Both domestic and international litigation has suffered set backs with respect of parallel proceedings.  One recent case which involves both domestic and international proceedings is that of BENSAM NIGERIA LIMITED v MESSRS SOLVOT OWNERS OF TB “ SUN ESSEX” in Suit NO: FHC/L/CS/83/2013 before My Lord Justice Aneke J of the Federal High Court Lagos Division. It is a maritime dispute involving a towage agreement of vessel from the Netherlands to Lagos, Nigeria. The agreement actually provided for choice of court agreement in favour of the Dutch court. There was an accident on transit which resulted in a damage of the vessel sought to be towed to Lagos, upon arrival of the vessel in lagos with the salvage, the plaintiff took out a writ and also caused an arrest of the defendant’s vessel towing the plaintiffs cargo. The defendants being aware of this development caused an appearance and filed an objection to the jurisdiction, Aneke .J. overruled the defendants and assumed jurisdiction.  The defendant equally filed a parallel proceedings in Rotterdam in accordance with the choice of court agreement contending amongst other things that it is the Dutch court that has jurisdiction and there are not liable for any loss from the accident. The plaintiff in Nigeria also caused an appearance in the Dutch court invoking the doctrine of LIS PENDENS, owing to the fact that the Nigeria court was first seized, the Dutch court overruled them and assumed jurisdiction based on the choice of court agreement. It is not worthy to state that Nigeria is not a party to the Brussels Recast 1215/2012 when Lis pendens did not avail them in that context.  Both suit proceedings simultaneously. The Dutch court has entered judgment in favour of the plaintiff in the Dutch proceedings and the Nigeria proceedings overruled the defendant challenge to jurisdiction and assumed jurisdiction. The matter is presently stayed pending appeal of the interlocutory ruling challenging jurisdiction.  I cannot imagine the resistance the Dutch judgment will receive when enforcement is sought in Nigeria against the Nigeria party.

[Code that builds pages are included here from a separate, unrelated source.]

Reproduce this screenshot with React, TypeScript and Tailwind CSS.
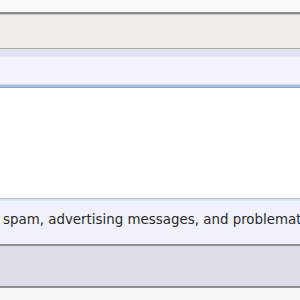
export default function App() {
  return (
    <div className="w-[300px] h-[300px] overflow-hidden flex flex-col bg-white font-['Verdana','DejaVu_Sans',sans-serif]">
      <div className="h-[12px] bg-[#f9f9f9]" />
      <div className="h-[2px] bg-[#8a8a8a]" />
      <div className="h-[1px] bg-[#c4c4c4]" />
      <div className="h-[33px] bg-[#efede8]" />
      <div className="h-[1px] bg-[#a9a9a9]" />
      <div className="h-[7px] bg-[#dfe3f1]" />
      <div className="h-[1px] bg-[#ebebf3]" />
      <div className="h-[27px] bg-[#f3f3fd]" />
      <div className="h-[1px] bg-[#c5d7ec]" />
      <div className="h-[2px] bg-[#a3c0e0]" />
      <div className="h-[1px] bg-[#8aa6c4]" />
      <div className="h-[110px] bg-white" />
      <div className="h-[1px] bg-[#b4c9e2]" />
      <div className="h-[2px] bg-[#dbe6f4]" />
      <div className="h-[43px] bg-[#f1f1fb] flex items-center overflow-hidden whitespace-nowrap pl-[3px] pb-[4px] text-[13.4px] text-[#2a2a2a]">
        spam, advertising messages, and problematic content
      </div>
      <div className="h-[2px] bg-[#8f8f8f]" />
      <div className="h-[40px] bg-[#dcdee8]" />
      <div className="h-[2px] bg-[#8f8f8f]" />
      <div className="flex-1 bg-[#f7f7f7]" />
    </div>
  );
}
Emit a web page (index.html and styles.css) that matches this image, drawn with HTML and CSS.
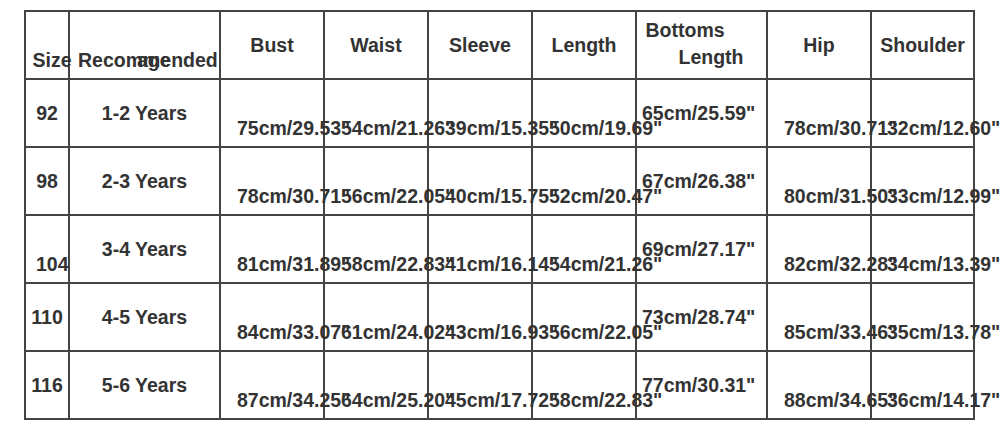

On the domestic aspect on parallel proceedings, the Rivers – State Case earlier referred to -: The plaintiff having approached the court to restrain the State Electoral umpire from conducting an election and a relief(s) also couched to affect National electoral umpire thereby clothing the Federal High Court with Jurisdiction. Elections were conducted into Local Government council. The Chairman of the Local government council being apprehensive of been fired filed a parallel before the National industrial court which to my mind would have been conveniently brought before the same court by the parties by way of joined (not questioning the strategy adopted by their attorneys). Now the both proceedings has resulted in conflicting pronouncements. One may argued that the parties might be different and the reliefs distinct, but the res is the pretty much the same.  Having expended this a lot of monies in legal Fess of High priced attorneys in this two cases under review, the writer believes that a uniform proceeding can conveniently have take care of these disputes in order to discourage subsequent forum shopping. My suggestion is that for the Rivers-state dispute since appeals goes to the Port-Harcourt Division of the Court of Appeal, the appeals from the National industrial Court and the Federal High Court be consolidated and the issues resolved in one judgment to avoid overheating the polity.


In dealing this issue, I will recommend the CJEU approach in TATRY v MACIEJ (1994) ECR I-5438. the court gave a clear directive that the concept of related action must be given an autonomous interpretation and that such interpretation must be broad and cover all cases where there is a risk of conflicting decisions, even if the judgments can be separately enforced and their legal consequences are not mutually exclusive. Conceivably, proceedings are not related simply because they arise from same general set of transaction. More so, proceedings are not related even if there is a very small risk of irreconcilable judgment, if it is not expedient for the actions to be determined together.  However, there should be a broad commonsense approach to the question whether the actions are relation, bearing in mind the objective of the doctrine, apply the simple wide test set in the rule and refraining from an over sophisticated analysis of the matter. See the case of SARRIO SA v KUWAIT INVESTMENT AUTHORITY (1999) 1 AC 32, 41. Under the Brussels Recast specifically Article 33 and 34 now gives deference to proceedings in a court of non-member state. So the BENSAM Proceedings before ANEKE .J. ought to be given due deference being the matter first in time and the Dutch proceedings stayed in his favour.